Show HN: Magnitude – open-source, AI-native test framework for web apps

1. grbsh ◴[25 Apr 25 17:15 UTC] No.43796164[source]▶

I know moondream is cheap / fast and can run locally, but is it good enough? In my experience testing things like Computer Use, anything but the large LLMs has been so unreliable as to be unworkable. But maybe you guys are doing something special to make it work well in concert?

replies(1): >>43796265 #

2. anerli ◴[25 Apr 25 17:23 UTC] No.43796265[source]▶

>>43796164 (TP) #

So it's key to still have a big model that is devising the overall strategy for executing the test case. Moondream on its own is pretty limited and can't handle complex queries. The planner gives very specific instructions to Moondream, which is just responsible for locating different targets on the screen. It's basically just the layer between the big LLM doing the actual "thinking" and grounding that to specific UI interactions.

Where it gets interesting, is that we can save the execution plan that the big model comes up with and run with ONLY Moondream if the plan is specific enough. Then switch back out to the big model if some action path requires adjustment. This means we can run repeated tests much more efficiently and consistently.

replies(1): >>43796326 #

3. grbsh ◴[25 Apr 25 17:28 UTC] No.43796326[source]▶

>>43796265 #

Ooh, I really like the idea about deciding whether to use the big or small model based on task specificity.

replies(1): >>43796341 #

4. tough ◴[25 Apr 25 17:29 UTC] No.43796341{3}[source]▶

>>43796326 #

You might like https://pypi.org/project/llm-predictive-router/

replies(1): >>43796510 #

5. anerli ◴[25 Apr 25 17:44 UTC] No.43796510{4}[source]▶

>>43796341 #

Oh this is interesting. In our case we are being very specific about which types of prompts go where, so the planner essentially creates prompts that will be executed by Moondream, instead of trying to route prompts generally to the appropriate model.

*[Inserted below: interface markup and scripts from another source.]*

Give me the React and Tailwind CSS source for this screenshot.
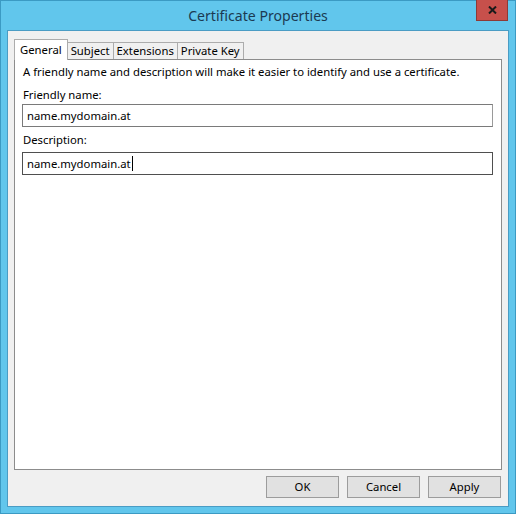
import React from 'react';

const font = { fontFamily: '"Noto Sans", "Open Sans", sans-serif' };

const Tab = ({ label, active }) =>
  active ? (
    <div className="relative z-10 -mb-px h-[21px] px-[5px] pt-[2px] bg-white border border-b-0 border-[#acacac] text-[11.3px] leading-[16px] text-black">
      {label}
    </div>
  ) : (
    <div className="mt-[3px] -ml-px h-[17px] px-[3px] bg-[#f0f0f0] border border-b-0 border-[#acacac] text-[11.3px] leading-[16px] text-black">
      {label}
    </div>
  );

const App = () => {
  return (
    <div style={font} className="w-[516px] h-[514px] flex flex-col bg-[#61c6ec] border border-[#3b9ac3]">
      {/* title bar */}
      <div className="relative h-[29px] flex items-center justify-center">
        <span className="text-[14.1px] text-[#1b3a52]">Certificate Properties</span>
        <div className="absolute top-[-1px] right-[7px] w-[32px] h-[21px] bg-[#c7504b] border border-[#8e3a36] border-t-0 flex items-center justify-center">
          <svg width="9" height="8" viewBox="0 0 9 8">
            <path d="M1 0.5 L8 7.5 M8 0.5 L1 7.5" stroke="#1a1a1a" strokeWidth="2" />
          </svg>
        </div>
      </div>

      {/* client */}
      <div className="flex-1 mx-[6px] mb-[6px] bg-[#f0f0f0] border border-[#4a9cc4] flex flex-col px-[6px] pt-[8px]">
        <div className="flex items-start">
          <Tab label="General" active />
          <Tab label="Subject" />
          <Tab label="Extensions" />
          <Tab label="Private Key" />
        </div>

        <div className="h-[411px] bg-white border border-[#8c8c8c] flex flex-col pl-[8px] pr-[8px] pt-[4px] text-[11.3px] leading-[16px] text-black">
          <p>A friendly name and description will make it easier to identify and use a certificate.</p>
          <p className="mt-[7px]">Friendly name:</p>
          <div className="mt-[1px] -ml-px h-[23px] bg-white border border-[#7a7a7a] border-r-[#9a9a9a] flex items-center pl-[4px]">
            name.mydomain.at
          </div>
          <p className="mt-[5px]">Description:</p>
          <div className="mt-[4px] -ml-px h-[23px] bg-white border border-[#4f4f4f] flex items-center pl-[4px]">
            name.mydomain.at
            <span className="inline-block w-px h-[15px] bg-black ml-[1px]" />
          </div>
        </div>

        <div className="flex justify-end gap-[8px] mt-[6px] pr-px">
          {['OK', 'Cancel', 'Apply'].map((b) => (
            <button
              key={b}
              className="w-[73px] h-[22px] bg-[#e1e1e1] border border-[#9c9c9c] text-[11.3px] text-black flex items-center justify-center"
            >
              {b}
            </button>
          ))}
        </div>
      </div>
    </div>
  );
};

export default App;
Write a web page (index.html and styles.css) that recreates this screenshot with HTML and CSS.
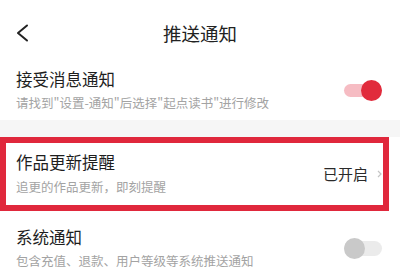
FILE: index.html
```html
<!DOCTYPE html>
<html lang="zh-CN">
<head>
    <meta charset="UTF-8">
    <meta name="viewport" content="width=device-width, initial-scale=1.0">
    <title>推送通知</title>
    <link rel="stylesheet" href="styles.css">
</head>
<body>

    <div class="header">
        <div class="header-back">
            <svg width="14" height="18" viewBox="0 0 14 18">
                <polyline points="11,1.5 2,9 11,16.5" fill="none" stroke="#222" stroke-width="2" stroke-linecap="round" stroke-linejoin="round"/>
            </svg>
        </div>
        <div class="header-title">推送通知</div>
    </div>

    <div class="item item-first">
        <div class="item-text">
            <div class="item-title">接受消息通知</div>
            <div class="item-desc">请找到"设置-通知"后选择"起点读书"进行修改</div>
        </div>
        <div class="switch on"></div>
    </div>

    <div class="divider"></div>

    <!-- highlighted row -->
    <div class="item item-marked">
        <div class="item-text">
            <div class="item-title">作品更新提醒</div>
            <div class="item-desc">追更的作品更新，即刻提醒</div>
        </div>
        <div class="item-state">
            <span>已开启</span>
            <svg width="5" height="8" viewBox="0 0 5 8">
                <polyline points="1,1 4,4 1,7" fill="none" stroke="#c4c4c4" stroke-width="1.2"/>
            </svg>
        </div>
    </div>

    <div class="item item-last">
        <div class="item-text">
            <div class="item-title">系统通知</div>
            <div class="item-desc">包含充值、退款、用户等级等系统推送通知</div>
        </div>
        <div class="switch"></div>
    </div>

</body>
</html>
```

FILE: styles.css
```css
body {
    font-family: "Noto Sans CJK SC", "Noto Sans", sans-serif;
    margin: 0;
    padding: 0;
    width: 400px;
    height: 277px;
    overflow: hidden;
    background-color: #ffffff;
    color: #1e1e1e;
}

/* Header */
.header {
    display: flex;
    align-items: center;
    justify-content: center;
    height: 62px;
    position: relative;
}

.header-back {
    position: absolute;
    left: 16px;
    top: 24px;
    line-height: 0;
}

.header-title {
    font-size: 18.5px;
    font-weight: 400;
    line-height: 22px;
    margin-top: 4px;
    color: #222222;
}

/* Rows */
.item {
    display: flex;
    align-items: center;
    justify-content: space-between;
    padding: 0 18px 0 16px;
}

.item-first {
    padding-top: 7px;
    padding-bottom: 9px;
}

.item-marked {
    border: 6px solid #e0283c;
    width: 389px;
    box-sizing: border-box;
    padding: 9px 1px 10px 10px;
}

.item-last {
    padding-top: 16px;
}

.item-title {
    font-size: 16.5px;
    line-height: 21px;
}

.item-desc {
    font-size: 12.5px;
    line-height: 16px;
    color: #a3a3a3;
    margin-top: 5px;
}

.item-marked .item-desc {
    margin-top: 6px;
}

.item-state {
    display: flex;
    align-items: center;
    gap: 9px;
    font-size: 15px;
    color: #2a2a2a;
}

.divider {
    height: 17px;
    background-color: #f6f6f6;
}

/* Switch */
.switch {
    position: relative;
    width: 38px;
    height: 21px;
}

.switch::before {
    content: "";
    position: absolute;
    left: 0;
    right: 0;
    top: 3px;
    height: 15px;
    border-radius: 8px;
    background-color: #ebebeb;
}

.switch::after {
    content: "";
    position: absolute;
    left: 0;
    top: 0;
    width: 21px;
    height: 21px;
    border-radius: 50%;
    background-color: #c9c9c9;
}

.switch.on::before {
    background-color: #f6bcc3;
    top: 4px;
    height: 13px;
}

.switch.on::after {
    left: auto;
    right: 0;
    background-color: #e12b3c;
}
```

The types of requests that our planner agent vs Moondream can handle are fundamentally different for our use case.

replies(1): >>43796610 #

6. tough ◴[25 Apr 25 17:52 UTC] No.43796610{5}[source]▶

>>43796510 #

interesting, will check out yours i'm mostly interested on these dynamic routers so I can mix local and API based depending on needs, i cannot run some models locally but most of the tasks don't even require such power (on building ai agentic systems)

there's also https://github.com/lm-sys/RouteLLM

and other similar

I guess your system is not as open-ended task oriented so you can just build workflows deciding which model to use at each step, these routing mechanisms are more useful for open-ended tasks that dont fit on a workflow so well (maybe?)